His mother — singer, songwriter and poet Delmae Barton — remembers him dancing to Elvis Presley when he could barely stand. He recalls Beethoven and Vivaldi streaming from ABC Classic FM radio, and AC/DC in his cassette player. Through it all, the hypnotic whoop and drone of the didgeridoo wove a common thread in his imagination.

By the age of 12, William was sure enough of his destiny to leave school to concentrate on music. “What I remember so clearly from my uncle is him telling me that the didgeridoo is a language. It’s a speaking language and like any language, it’s something that you’ve got to learn over many months, and many years. It’s got to be a part of you, and what you do."

After his uncle passed, he says, “I was given the special privilege by his family of holding onto his didgeridoo, which is quite a rare honour in Aboriginal culture because when an old song man passes away, they usually break his didgeridoo into pieces or even throw it out into the fire just to silence the sound forever of that old song man."

At 17, William realised a lifelong dream when he was invited to perform with the Queensland Symphony Orchestra. But the full, rapturous embrace of the classical music world came in 2004, when Tasmanian composer Peter Sculthorpe unveiled his Requiem with the Adelaide Symphony Orchestra and guest soloist, William Barton.

That night, William was invited to join the orchestra in Japan, to perform Sculthorpe compositions Earth Cry and Mangrove. Tours to the USA and New Zealand followed, and the composer and didgeridoo artist cemented a firm creative partnership. "William offered me a new direction," the late composer has said, praising his instinctive musicality and skill as an improviser. "He's almost like a magician … bringing my music home."

Often in the company of Delmae, with whom he has an indelible creative bond, William was soon performing on classical stages from the Vatican to the royal court of Spain. As a wildly passionate electric guitarist and jazz-fusion enthusiast, he has appeared alongside Iva Davies' Icehouse at the Sydney Cricket Ground, and in conservatorium recital with concert pianist Simon Tedeschi.

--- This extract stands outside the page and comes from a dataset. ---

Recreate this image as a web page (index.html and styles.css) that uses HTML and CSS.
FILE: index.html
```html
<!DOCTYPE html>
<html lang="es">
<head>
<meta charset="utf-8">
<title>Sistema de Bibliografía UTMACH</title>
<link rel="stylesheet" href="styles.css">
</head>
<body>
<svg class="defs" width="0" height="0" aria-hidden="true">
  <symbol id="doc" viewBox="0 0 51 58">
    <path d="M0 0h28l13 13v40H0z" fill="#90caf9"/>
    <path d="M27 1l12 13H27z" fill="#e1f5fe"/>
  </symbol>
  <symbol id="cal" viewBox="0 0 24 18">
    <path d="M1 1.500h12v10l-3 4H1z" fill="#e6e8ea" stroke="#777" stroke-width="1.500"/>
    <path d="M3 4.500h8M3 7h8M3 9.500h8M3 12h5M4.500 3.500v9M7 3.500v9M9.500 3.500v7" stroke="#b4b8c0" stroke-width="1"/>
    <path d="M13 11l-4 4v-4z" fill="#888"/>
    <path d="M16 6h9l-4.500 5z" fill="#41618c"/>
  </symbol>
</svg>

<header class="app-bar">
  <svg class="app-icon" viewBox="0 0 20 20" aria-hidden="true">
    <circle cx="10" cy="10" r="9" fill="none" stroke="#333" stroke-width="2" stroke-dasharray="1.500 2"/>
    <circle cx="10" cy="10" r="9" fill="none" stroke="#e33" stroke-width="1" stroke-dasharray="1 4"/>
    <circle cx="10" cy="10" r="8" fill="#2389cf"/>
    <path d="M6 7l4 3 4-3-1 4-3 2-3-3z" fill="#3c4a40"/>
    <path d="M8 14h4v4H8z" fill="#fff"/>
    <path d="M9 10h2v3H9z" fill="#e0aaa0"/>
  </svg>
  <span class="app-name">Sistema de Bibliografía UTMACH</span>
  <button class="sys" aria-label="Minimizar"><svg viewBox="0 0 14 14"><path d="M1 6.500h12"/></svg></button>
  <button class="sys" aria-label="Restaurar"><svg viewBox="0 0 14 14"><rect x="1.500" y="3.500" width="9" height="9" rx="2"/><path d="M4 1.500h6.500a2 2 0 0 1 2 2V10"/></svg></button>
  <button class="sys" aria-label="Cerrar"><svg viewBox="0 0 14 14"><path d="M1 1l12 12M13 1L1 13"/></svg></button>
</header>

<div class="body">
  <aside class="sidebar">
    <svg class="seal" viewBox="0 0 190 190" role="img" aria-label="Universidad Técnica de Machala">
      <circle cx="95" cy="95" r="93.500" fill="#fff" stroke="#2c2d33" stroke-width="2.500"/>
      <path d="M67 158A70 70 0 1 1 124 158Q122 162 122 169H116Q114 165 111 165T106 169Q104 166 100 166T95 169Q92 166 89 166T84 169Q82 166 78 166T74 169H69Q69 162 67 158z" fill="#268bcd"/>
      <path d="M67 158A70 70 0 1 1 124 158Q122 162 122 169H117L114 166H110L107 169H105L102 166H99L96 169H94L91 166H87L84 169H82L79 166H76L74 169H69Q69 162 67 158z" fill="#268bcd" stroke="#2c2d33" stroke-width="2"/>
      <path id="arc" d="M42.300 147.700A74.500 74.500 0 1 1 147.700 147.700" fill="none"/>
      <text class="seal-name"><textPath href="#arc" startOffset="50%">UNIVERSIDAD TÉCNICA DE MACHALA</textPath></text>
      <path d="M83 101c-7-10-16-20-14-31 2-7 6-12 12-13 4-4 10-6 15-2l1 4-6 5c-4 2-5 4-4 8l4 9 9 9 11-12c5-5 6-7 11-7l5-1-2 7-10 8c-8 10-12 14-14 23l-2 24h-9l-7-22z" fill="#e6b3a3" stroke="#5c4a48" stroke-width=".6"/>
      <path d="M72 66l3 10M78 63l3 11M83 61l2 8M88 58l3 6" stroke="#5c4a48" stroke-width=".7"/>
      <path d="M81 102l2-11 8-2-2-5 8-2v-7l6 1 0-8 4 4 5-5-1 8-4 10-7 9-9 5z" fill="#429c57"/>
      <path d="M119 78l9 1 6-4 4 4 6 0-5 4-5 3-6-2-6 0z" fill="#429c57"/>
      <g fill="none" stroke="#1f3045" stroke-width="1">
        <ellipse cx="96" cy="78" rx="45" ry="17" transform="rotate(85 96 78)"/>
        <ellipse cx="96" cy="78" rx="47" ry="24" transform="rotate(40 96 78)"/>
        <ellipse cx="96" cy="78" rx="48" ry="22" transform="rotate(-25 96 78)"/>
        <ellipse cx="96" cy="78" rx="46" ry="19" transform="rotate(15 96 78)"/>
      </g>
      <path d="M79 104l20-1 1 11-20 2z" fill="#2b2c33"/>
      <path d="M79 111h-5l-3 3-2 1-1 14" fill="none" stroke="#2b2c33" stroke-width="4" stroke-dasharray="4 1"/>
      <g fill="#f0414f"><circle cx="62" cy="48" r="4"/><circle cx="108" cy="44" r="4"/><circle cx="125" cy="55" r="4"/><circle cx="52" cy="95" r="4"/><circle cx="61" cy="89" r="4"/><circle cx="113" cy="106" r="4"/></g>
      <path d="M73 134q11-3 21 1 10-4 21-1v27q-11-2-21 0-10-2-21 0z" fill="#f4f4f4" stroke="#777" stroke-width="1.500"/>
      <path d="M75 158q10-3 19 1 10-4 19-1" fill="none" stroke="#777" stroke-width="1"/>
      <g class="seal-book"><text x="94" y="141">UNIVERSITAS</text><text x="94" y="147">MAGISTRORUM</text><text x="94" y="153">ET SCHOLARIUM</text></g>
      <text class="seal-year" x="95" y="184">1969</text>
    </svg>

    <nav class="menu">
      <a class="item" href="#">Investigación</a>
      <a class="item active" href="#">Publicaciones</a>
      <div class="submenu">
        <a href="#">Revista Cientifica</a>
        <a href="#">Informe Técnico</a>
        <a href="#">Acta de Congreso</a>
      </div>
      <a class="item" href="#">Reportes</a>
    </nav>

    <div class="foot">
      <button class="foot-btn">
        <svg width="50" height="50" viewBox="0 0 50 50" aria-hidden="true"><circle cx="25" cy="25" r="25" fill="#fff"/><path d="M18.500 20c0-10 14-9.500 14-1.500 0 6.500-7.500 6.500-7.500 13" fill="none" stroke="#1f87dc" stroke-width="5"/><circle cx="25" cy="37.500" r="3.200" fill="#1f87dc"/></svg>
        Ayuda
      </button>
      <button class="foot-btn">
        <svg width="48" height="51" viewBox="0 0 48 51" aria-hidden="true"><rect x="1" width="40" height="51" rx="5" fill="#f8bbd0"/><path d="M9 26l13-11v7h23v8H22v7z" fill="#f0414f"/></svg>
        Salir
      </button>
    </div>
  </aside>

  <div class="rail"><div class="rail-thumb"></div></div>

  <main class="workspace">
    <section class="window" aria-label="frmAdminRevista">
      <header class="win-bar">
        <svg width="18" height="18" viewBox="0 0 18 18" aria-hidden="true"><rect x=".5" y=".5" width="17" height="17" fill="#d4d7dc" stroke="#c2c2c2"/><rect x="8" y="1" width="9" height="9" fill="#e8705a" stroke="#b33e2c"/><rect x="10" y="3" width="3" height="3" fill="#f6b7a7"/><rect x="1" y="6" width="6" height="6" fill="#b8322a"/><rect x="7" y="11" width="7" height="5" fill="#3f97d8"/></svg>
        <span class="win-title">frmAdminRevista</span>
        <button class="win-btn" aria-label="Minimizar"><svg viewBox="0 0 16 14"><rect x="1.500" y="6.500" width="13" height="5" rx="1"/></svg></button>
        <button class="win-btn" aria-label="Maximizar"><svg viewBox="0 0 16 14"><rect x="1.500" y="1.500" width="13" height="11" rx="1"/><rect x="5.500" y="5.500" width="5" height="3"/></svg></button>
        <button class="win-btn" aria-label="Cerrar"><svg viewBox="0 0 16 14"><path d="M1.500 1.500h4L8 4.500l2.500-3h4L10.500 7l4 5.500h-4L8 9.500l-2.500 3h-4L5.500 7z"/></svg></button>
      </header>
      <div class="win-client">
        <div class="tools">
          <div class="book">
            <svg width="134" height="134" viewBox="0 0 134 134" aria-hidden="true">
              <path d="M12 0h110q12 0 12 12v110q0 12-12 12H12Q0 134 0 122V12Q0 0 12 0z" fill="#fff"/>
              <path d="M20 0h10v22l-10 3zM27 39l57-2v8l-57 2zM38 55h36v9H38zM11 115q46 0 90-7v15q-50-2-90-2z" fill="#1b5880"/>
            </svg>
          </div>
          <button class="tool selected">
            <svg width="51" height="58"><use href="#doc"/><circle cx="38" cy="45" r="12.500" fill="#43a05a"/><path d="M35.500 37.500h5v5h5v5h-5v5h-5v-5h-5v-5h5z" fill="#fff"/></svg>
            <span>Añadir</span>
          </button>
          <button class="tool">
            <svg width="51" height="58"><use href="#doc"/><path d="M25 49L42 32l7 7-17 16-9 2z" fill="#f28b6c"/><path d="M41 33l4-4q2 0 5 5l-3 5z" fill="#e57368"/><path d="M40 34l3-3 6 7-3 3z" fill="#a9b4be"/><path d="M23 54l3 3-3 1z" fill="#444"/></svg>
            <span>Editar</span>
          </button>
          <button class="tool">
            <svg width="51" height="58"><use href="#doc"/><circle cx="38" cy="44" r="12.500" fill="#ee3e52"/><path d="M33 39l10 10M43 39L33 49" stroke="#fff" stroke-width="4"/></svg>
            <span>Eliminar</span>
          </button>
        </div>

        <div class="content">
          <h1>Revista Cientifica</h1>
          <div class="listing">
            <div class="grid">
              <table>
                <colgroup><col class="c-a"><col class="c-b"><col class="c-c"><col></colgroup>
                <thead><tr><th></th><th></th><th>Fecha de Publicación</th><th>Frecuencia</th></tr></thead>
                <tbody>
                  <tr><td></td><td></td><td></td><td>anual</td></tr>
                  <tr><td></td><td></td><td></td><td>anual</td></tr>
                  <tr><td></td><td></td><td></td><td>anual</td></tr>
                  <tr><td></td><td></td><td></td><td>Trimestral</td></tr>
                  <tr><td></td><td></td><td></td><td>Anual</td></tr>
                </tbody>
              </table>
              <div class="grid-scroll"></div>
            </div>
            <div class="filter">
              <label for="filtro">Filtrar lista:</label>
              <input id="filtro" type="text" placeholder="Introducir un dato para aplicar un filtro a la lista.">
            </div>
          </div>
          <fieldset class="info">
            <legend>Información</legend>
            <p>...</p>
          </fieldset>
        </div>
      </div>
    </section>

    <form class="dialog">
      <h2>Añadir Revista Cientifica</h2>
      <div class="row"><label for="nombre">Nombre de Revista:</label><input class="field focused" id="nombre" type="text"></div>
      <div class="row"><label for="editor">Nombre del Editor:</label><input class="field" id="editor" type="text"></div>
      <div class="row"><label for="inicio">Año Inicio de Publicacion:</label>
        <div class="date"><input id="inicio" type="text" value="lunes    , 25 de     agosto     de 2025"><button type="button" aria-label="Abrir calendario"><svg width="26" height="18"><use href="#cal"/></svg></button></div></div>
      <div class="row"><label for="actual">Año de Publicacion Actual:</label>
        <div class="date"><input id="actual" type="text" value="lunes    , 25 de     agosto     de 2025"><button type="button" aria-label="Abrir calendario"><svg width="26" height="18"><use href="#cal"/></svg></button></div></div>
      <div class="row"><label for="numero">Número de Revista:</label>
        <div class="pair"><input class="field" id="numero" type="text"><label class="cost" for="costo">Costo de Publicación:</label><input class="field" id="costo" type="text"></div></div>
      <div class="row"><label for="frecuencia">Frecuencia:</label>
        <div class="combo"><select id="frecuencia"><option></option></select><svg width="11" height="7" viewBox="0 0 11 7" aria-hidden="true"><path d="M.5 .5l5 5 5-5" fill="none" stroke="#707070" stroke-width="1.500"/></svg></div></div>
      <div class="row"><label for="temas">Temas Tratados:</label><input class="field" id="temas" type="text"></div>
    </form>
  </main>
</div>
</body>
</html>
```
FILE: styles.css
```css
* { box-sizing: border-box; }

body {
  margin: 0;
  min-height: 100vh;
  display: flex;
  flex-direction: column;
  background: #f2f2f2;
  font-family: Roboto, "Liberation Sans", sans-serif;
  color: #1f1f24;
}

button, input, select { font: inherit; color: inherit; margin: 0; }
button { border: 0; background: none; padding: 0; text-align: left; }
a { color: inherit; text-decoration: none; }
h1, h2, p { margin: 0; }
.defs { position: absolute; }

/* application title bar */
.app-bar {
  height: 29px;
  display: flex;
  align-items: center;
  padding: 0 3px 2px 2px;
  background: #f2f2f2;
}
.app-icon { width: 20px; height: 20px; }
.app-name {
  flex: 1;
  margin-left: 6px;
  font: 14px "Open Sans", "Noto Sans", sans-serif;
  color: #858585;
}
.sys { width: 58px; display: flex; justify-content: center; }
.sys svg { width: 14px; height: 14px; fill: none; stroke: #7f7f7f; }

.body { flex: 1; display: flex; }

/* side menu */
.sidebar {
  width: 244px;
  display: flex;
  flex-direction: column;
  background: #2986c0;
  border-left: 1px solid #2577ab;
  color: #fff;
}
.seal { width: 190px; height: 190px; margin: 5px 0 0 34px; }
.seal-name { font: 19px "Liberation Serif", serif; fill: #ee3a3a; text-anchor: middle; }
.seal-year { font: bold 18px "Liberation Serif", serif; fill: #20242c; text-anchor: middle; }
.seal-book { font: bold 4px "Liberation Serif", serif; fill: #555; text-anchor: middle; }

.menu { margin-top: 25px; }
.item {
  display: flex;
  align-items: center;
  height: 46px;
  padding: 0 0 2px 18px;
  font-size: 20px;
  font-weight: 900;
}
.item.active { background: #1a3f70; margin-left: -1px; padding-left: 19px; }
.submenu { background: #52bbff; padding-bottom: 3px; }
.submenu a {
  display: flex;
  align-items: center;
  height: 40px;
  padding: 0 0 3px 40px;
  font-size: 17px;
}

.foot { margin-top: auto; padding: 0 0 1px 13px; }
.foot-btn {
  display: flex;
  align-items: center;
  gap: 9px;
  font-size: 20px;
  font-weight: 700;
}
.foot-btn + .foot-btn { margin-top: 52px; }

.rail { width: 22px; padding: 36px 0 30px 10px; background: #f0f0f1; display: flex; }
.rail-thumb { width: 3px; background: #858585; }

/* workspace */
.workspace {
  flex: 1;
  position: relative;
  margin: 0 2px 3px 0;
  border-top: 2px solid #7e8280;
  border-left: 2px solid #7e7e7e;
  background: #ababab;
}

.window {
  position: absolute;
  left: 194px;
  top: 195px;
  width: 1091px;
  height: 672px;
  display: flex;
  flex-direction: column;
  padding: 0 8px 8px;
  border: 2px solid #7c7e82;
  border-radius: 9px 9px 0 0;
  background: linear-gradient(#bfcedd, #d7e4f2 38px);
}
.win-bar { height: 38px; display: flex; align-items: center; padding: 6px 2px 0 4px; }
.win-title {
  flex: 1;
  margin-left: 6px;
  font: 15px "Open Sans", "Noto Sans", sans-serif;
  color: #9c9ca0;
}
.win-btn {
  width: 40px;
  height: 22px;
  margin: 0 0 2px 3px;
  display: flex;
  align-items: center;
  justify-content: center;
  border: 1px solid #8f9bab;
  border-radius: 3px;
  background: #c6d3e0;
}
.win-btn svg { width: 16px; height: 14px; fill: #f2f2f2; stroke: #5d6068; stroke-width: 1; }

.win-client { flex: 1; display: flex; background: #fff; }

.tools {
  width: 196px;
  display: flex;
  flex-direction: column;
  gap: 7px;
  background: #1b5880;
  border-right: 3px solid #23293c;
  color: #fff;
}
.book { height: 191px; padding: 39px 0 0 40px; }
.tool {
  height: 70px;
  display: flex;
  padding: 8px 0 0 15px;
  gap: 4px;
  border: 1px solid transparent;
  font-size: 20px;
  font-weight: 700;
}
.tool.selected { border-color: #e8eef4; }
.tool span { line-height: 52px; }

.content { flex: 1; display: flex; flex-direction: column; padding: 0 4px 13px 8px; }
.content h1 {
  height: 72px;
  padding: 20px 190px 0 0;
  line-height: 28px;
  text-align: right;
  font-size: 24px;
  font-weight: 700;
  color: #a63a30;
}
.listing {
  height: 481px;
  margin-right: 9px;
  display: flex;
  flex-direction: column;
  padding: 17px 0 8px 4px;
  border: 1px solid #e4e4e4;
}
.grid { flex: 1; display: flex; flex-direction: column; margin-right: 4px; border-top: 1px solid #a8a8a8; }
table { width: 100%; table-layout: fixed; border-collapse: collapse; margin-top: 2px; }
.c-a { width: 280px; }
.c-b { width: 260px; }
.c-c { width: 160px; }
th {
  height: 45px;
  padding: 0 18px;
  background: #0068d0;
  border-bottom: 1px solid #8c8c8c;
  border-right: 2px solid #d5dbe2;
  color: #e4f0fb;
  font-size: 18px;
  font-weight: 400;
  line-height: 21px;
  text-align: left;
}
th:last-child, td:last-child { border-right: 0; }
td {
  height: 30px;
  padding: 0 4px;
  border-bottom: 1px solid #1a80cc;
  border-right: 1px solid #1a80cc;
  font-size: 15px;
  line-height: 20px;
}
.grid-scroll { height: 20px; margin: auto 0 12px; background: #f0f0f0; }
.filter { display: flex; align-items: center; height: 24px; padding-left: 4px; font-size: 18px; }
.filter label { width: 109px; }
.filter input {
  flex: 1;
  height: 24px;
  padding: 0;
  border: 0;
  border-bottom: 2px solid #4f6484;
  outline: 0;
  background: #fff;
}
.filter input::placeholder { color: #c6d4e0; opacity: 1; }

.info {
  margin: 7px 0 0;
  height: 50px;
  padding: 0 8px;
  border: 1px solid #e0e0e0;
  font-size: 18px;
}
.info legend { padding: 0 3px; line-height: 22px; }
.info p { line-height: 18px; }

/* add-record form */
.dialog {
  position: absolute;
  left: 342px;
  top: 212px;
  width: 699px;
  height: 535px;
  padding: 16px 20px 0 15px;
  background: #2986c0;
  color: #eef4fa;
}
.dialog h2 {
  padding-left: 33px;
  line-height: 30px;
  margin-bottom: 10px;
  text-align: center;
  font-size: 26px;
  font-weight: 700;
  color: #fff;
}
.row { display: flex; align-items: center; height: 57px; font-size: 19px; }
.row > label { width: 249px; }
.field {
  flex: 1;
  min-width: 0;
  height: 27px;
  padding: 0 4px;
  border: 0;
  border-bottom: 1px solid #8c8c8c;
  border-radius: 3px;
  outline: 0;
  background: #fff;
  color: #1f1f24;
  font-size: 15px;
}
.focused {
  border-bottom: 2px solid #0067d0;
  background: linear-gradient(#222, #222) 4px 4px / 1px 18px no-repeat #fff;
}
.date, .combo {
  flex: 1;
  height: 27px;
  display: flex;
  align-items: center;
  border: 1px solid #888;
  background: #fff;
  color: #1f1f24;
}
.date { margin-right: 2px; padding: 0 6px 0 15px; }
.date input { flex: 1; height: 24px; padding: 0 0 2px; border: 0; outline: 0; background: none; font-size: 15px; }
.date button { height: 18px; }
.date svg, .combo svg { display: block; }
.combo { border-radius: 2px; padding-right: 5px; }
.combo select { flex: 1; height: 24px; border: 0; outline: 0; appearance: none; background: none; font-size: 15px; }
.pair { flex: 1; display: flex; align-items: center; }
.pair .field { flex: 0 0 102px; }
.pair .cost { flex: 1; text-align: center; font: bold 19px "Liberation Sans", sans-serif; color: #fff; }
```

By the mid 2010s, despite a bare minimum of formal musical education, William had won an ARIA Award for his classical album Kalkadungu, composed a world premiere work for members of the Berlin Philharmonic at Sydney Opera House, and unveiled his first string quartet, Birdsong at Dusk, with the Kurilpa String Quartet and Delmae on vocals.

Today he holds honorary doctorate degrees from the Universities of Griffith and Sydney, and had released five albums on the ABC Classics label. His most recent, Kalkadungu : music for didjeridu and orchestra, features predominantly his own compositions, alongside those of Delmae and Peter Sculthorpe.

“I’m doing what I love. I want to take the oldest culture in the world and blend it with Europe’s rich musical legacy," William says. “I guess what I’m doing is giving back: giving back to my culture and my people because I was given something when I was very young and like the old fellas who taught me years ago, I’m just passing it on."